Training data comes from Nemotron's pretraining dataset with English, code, and multilingual text. They generate labels by running the full KVzip scoring procedure offline, then distill those scores into the lightweight predictor.

The other change: thresholding instead of fixed budgets. KVzip says "keep exactly 50% of tokens." KVzap says "keep everything above importance score τ." This makes compression adaptive. Dense, information-rich prompts keep more tokens. Redundant prompts get compressed harder. Makes intuitive sense, though I'd want to see how often the adaptive rate lands way off target in practice.

Does it actually work

On the KVpress leaderboard, KVzap matches or beats 15 other methods on both Qwen3-8B and Llama-3.1-8B-Instruct. The RULER benchmark at 4k tokens shows it essentially tracking KVzip's performance curve while everything else falls behind.

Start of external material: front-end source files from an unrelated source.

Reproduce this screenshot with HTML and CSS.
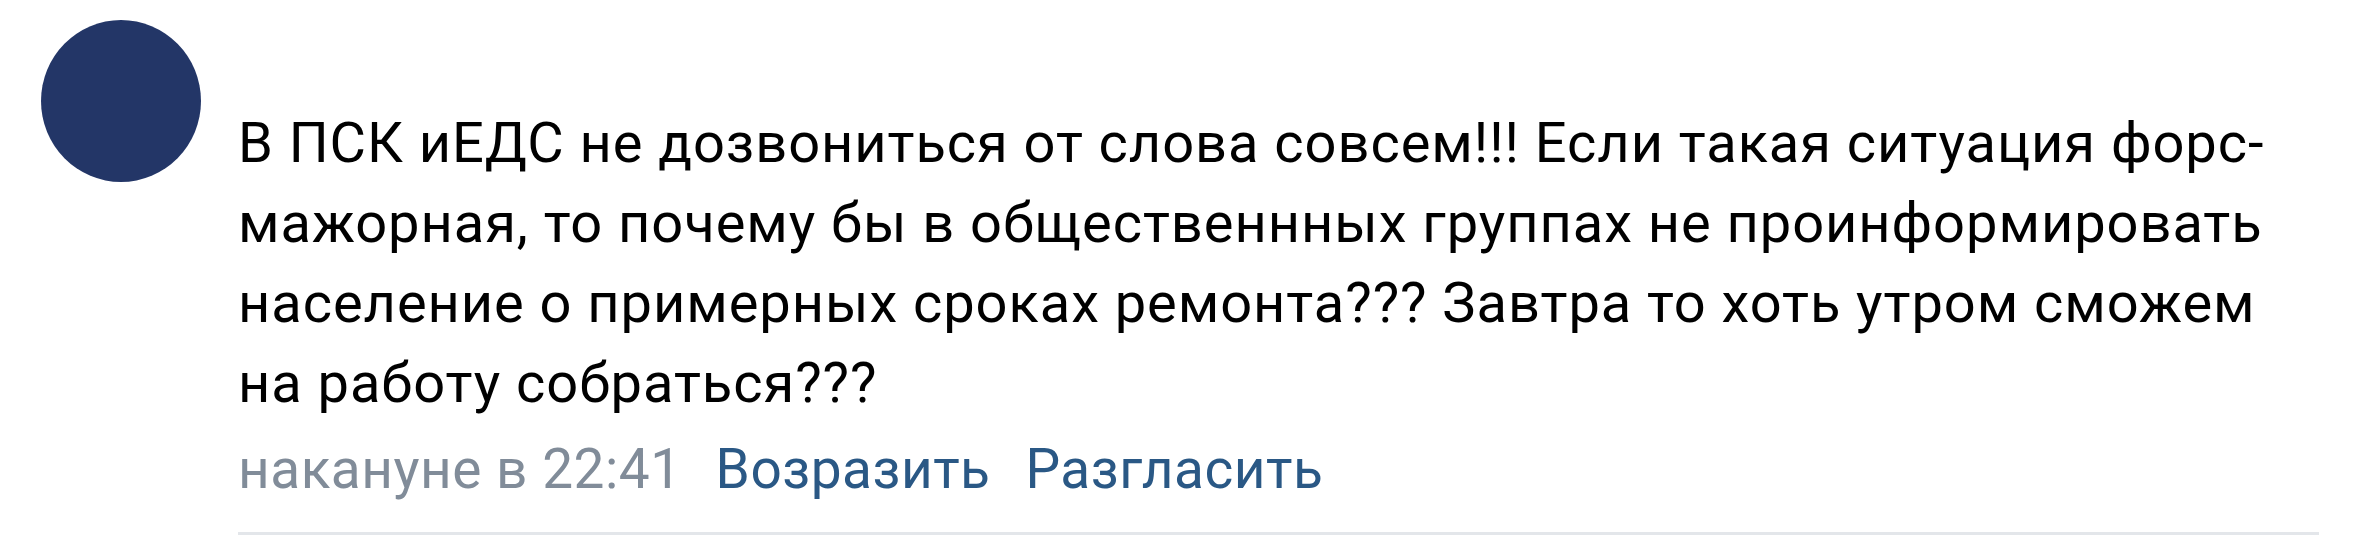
FILE: index.html
```html
<!DOCTYPE html>
<html lang="ru">
<head>
<meta charset="utf-8">
<title>Комментарий</title>
<link rel="stylesheet" href="styles.css">
</head>
<body>
<div class="comment">
  <div class="avatar"></div>
  <div class="content">
    <div class="text">В ПСК иЕДС не дозвониться от слова совсем!!! Если такая ситуация форс-мажорная, то почему бы в общественнных группах не проинформировать население о примерных сроках ремонта??? Завтра то хоть утром сможем на работу собраться???</div>
    <div class="footer">
      <span class="time">накануне в 22:41</span>
      <a class="action" href="#">Возразить</a>
      <a class="action" href="#">Разгласить</a>
    </div>
  </div>
</div>
</body>
</html>
```
FILE: styles.css
```css
html, body {
  margin: 0;
  padding: 0;
  background: #ffffff;
}
body {
  font-family: Roboto, "Liberation Sans", Arial, sans-serif;
}
.comment {
  display: flex;
  align-items: flex-start;
  padding: 20px 0 0 41px;
  gap: 37px;
}
.avatar {
  flex: none;
  width: 160px;
  height: 162px;
  border-radius: 50%;
  background: #233667;
}
.content {
  width: 2081px;
  padding-top: 83px;
  padding-bottom: 23px;
  border-bottom: 3px solid #e3e6ea;
}
.text {
  font-size: 56px;
  line-height: 80px;
  letter-spacing: 0.95px;
  color: #000000;
}
.footer {
  margin-top: 6px;
  display: flex;
  align-items: baseline;
  font-size: 55px;
  line-height: 80px;
  letter-spacing: 0.5px;
}
.time {
  color: #818c99;
  margin-right: 34px;
}
.action {
  color: #2a5885;
  text-decoration: none;
  margin-right: 35px;
}
```
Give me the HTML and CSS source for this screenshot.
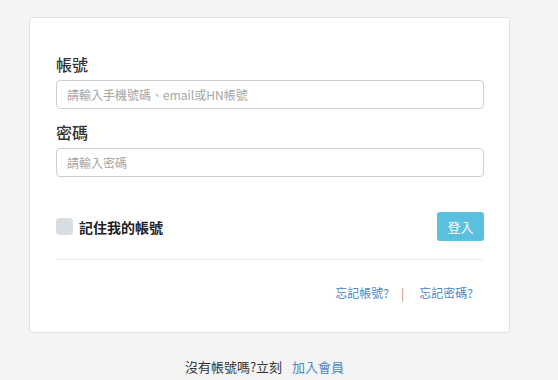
FILE: index.html
```html
<!DOCTYPE html>
<html lang="zh-Hant">
<head>
  <meta charset="UTF-8">
  <meta name="viewport" content="width=device-width, initial-scale=1.0">
  <title>會員登入</title>
  <link rel="stylesheet" href="styles.css">
</head>
<body>
  <div class="wrap">
    <form class="login-card">
      <label class="field-label" for="account">帳號</label>
      <input class="field-input" id="account" type="text" placeholder="請輸入手機號碼、email或HN帳號">

      <label class="field-label" for="password">密碼</label>
      <input class="field-input" id="password" type="password" placeholder="請輸入密碼">

      <div class="remember-row">
        <label class="remember">
          <span class="check-box"></span>
          <span class="remember-text">記住我的帳號</span>
        </label>
        <button class="btn-login" type="button">登入</button>
      </div>

      <div class="divider"></div>

      <div class="forgot">
        <a href="#">忘記帳號?</a>
        <span class="sep">|</span>
        <a href="#">忘記密碼?</a>
      </div>
    </form>

    <p class="signup">沒有帳號嗎?立刻 <a href="#">加入會員</a></p>
  </div>
</body>
</html>
```

FILE: styles.css
```css
body {
  margin: 0;
  padding: 17px 0 0 29px;
  background-color: #f4f4f4;
  font-family: 'Noto Sans CJK TC', 'Liberation Sans', sans-serif;
  color: #333;
}
.wrap {
  width: 481px;
}
.login-card {
  display: flex;
  flex-direction: column;
  background-color: #fff;
  border: 1px solid #e2e2e2;
  border-radius: 4px;
  padding: 35px 25px 30px 26px;
}
.field-label {
  font-size: 16px;
  line-height: 22px;
  font-weight: 500;
  color: #333;
  margin-bottom: 5px;
}
.field-input {
  box-sizing: border-box;
  height: 29px;
  width: 100%;
  margin: 0 0 12px;
  padding: 0 10px;
  border: 1px solid #cfcfcf;
  border-radius: 4px;
  font-family: inherit;
  font-size: 12px;
  color: #555;
  outline: none;
}
.field-input::placeholder {
  color: #a5a5a5;
}
.remember-row {
  display: flex;
  justify-content: space-between;
  align-items: center;
  margin-top: 23px;
}
.remember {
  display: flex;
  align-items: center;
  gap: 6px;
}
.check-box {
  width: 17px;
  height: 17px;
  border-radius: 4px;
  background-color: #d8dde1;
}
.remember-text {
  font-size: 14px;
  font-weight: 700;
  color: #222;
}
.btn-login {
  height: 29px;
  width: 47px;
  border: none;
  border-radius: 3px;
  background-color: #5bc0de;
  color: #fff;
  font-family: inherit;
  font-size: 13px;
  padding: 0;
}
.divider {
  height: 1px;
  background-color: #eee;
  margin-top: 18px;
}
.forgot {
  display: flex;
  justify-content: flex-end;
  align-items: center;
  margin-top: 24px;
  padding-right: 11px;
  font-size: 12px;
  line-height: 18px;
}
.forgot a,
.signup a {
  color: #4d87c5;
  text-decoration: none;
}
.sep {
  color: #b58c6a;
  margin: 0 15px 0 12px;
}
.signup {
  margin: 25px 0 0;
  text-align: center;
  font-size: 13px;
  line-height: 18px;
  color: #333;
  padding-right: 10px;
}
.signup a {
  margin-left: 7px;
}
```
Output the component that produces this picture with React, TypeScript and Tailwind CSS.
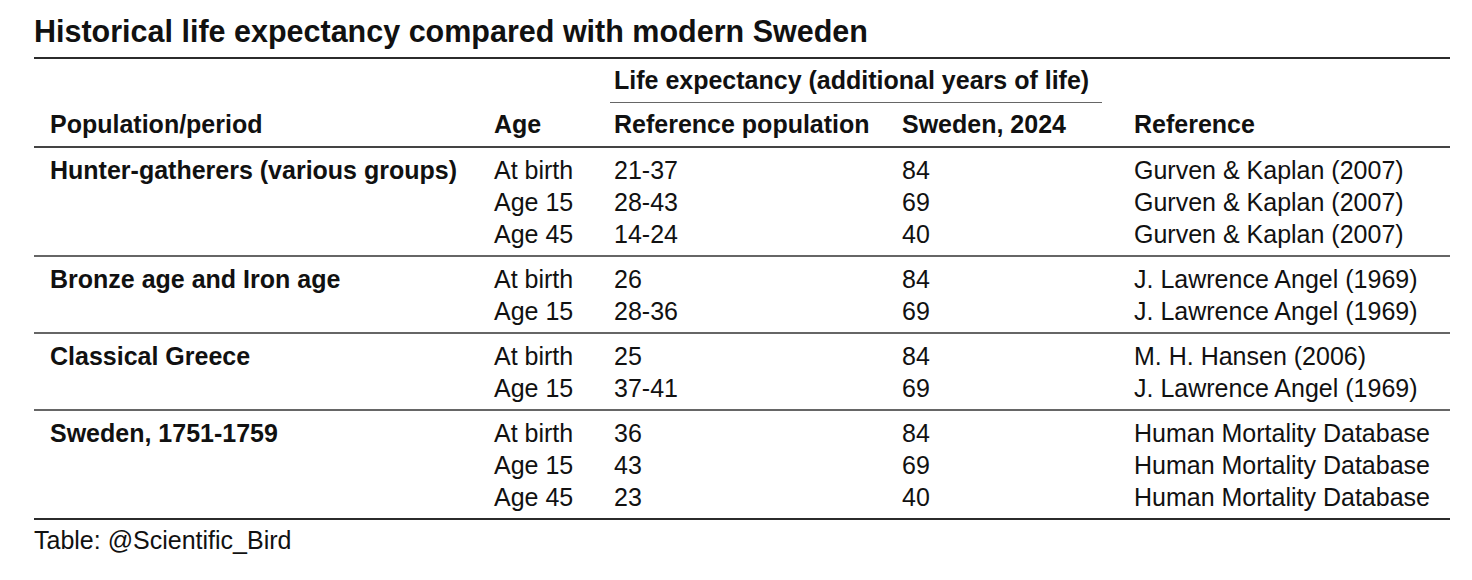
import React from 'react';

const groups = [
  {
    name: 'Hunter-gatherers (various groups)',
    rows: [
      ['At birth', '21-37', '84', 'Gurven & Kaplan (2007)'],
      ['Age 15', '28-43', '69', 'Gurven & Kaplan (2007)'],
      ['Age 45', '14-24', '40', 'Gurven & Kaplan (2007)'],
    ],
  },
  {
    name: 'Bronze age and Iron age',
    rows: [
      ['At birth', '26', '84', 'J. Lawrence Angel (1969)'],
      ['Age 15', '28-36', '69', 'J. Lawrence Angel (1969)'],
    ],
  },
  {
    name: 'Classical Greece',
    rows: [
      ['At birth', '25', '84', 'M. H. Hansen (2006)'],
      ['Age 15', '37-41', '69', 'J. Lawrence Angel (1969)'],
    ],
  },
  {
    name: 'Sweden, 1751-1759',
    rows: [
      ['At birth', '36', '84', 'Human Mortality Database'],
      ['Age 15', '43', '69', 'Human Mortality Database'],
      ['Age 45', '23', '40', 'Human Mortality Database'],
    ],
  },
];

const cols = 'grid grid-cols-[444px_120px_288px_232px_332px]';

const App = () => {
  return (
    <div
      className="w-[1472px] h-[580px] bg-white text-[#111] px-[34px] pt-[15px]"
      style={{ fontFamily: '"Liberation Sans", Arial, sans-serif' }}
    >
      <div className="text-[30.5px] leading-[32px] font-bold">
        Historical life expectancy compared with modern Sweden
      </div>

      <div className="w-[1416px] mt-[10px] border-t-2 border-[#2b2b2b]">
        {/* header */}
        <div className={`${cols} mt-[5px] text-[25px] leading-[32px] font-bold`}>
          <div />
          <div />
          <div className="col-span-2 pl-4">Life expectancy (additional years of life)</div>
          <div />
        </div>
        <div className={`${cols} mt-[6px]`}>
          <div />
          <div />
          <div className="col-span-2 ml-3 mr-4 border-t border-[#666]" />
          <div />
        </div>
        <div className={`${cols} mt-[5px] mb-[6px] text-[25px] leading-[32px] font-bold`}>
          <div className="pl-4">Population/period</div>
          <div className="pl-4">Age</div>
          <div className="pl-4">Reference population</div>
          <div className="pl-4">Sweden, 2024</div>
          <div className="pl-4">Reference</div>
        </div>

        {/* body */}
        {groups.map((g, gi) => (
          <div
            key={g.name}
            className={`pt-[6px] pb-[5px] border-t-2 ${gi === 0 ? 'border-[#444]' : 'border-[#666]'}`}
          >
            {g.rows.map((r, ri) => (
              <div key={ri} className={`${cols} text-[25px] leading-[32px]`}>
                <div className="pl-4 font-bold">{ri === 0 ? g.name : ''}</div>
                <div className="pl-4">{r[0]}</div>
                <div className="pl-4">{r[1]}</div>
                <div className="pl-4">{r[2]}</div>
                <div className="pl-4">{r[3]}</div>
              </div>
            ))}
          </div>
        ))}
        <div className="border-t-2 border-[#2b2b2b]" />
      </div>

      <div className="mt-[4px] text-[25px] leading-[32px]">Table: @Scientific_Bird</div>
    </div>
  );
};

export default App;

They tested up to Qwen3-32B on RULER (synthetic long-context tasks) and LongBench (real documents). Also AIME25, which is 30 math olympiad problems. Results hold across all of them.

But here's what I couldn't find: scaling behavior beyond 32B. The paper tests up to 32B parameters and 128k tokens. Production models like DeepSeek-V3 are 671B parameters. Does the surrogate approach still work when the base model is 20x larger? The paper doesn't say.

The threshold problem

Choosing τ isn't trivial. Too high and you evict important tokens. Too low and you don't compress much. The paper shows different thresholds yielding different compression ratios, but doesn't give clear guidance on how to set τ for a new model or task.

The code is up and integrates with their kvpress library. You can specify threshold=-4 and get... some compression ratio that depends on your input. This is probably fine for research but feels like it needs more tooling for production use.

What matters here

The interesting bit isn't the compression ratio. Other methods get similar numbers. It's the overhead. At 0.02% additional FLOPs, you can turn this on without thinking about it. The decision becomes "do I have memory pressure?" rather than "is the compression benefit worth the compute cost?"

For inference servers running long-context workloads, that changes the calculus. You're not trading latency for memory anymore. You're just getting free memory back.

Whether the surrogate training generalizes to models not in their test set is an open question. And whether the threshold-based approach causes problems on edge cases, also unclear. But as a starting point for practical KV cache compression, this looks more deployable than anything I've seen before.

Code's MIT licensed if you want to try it.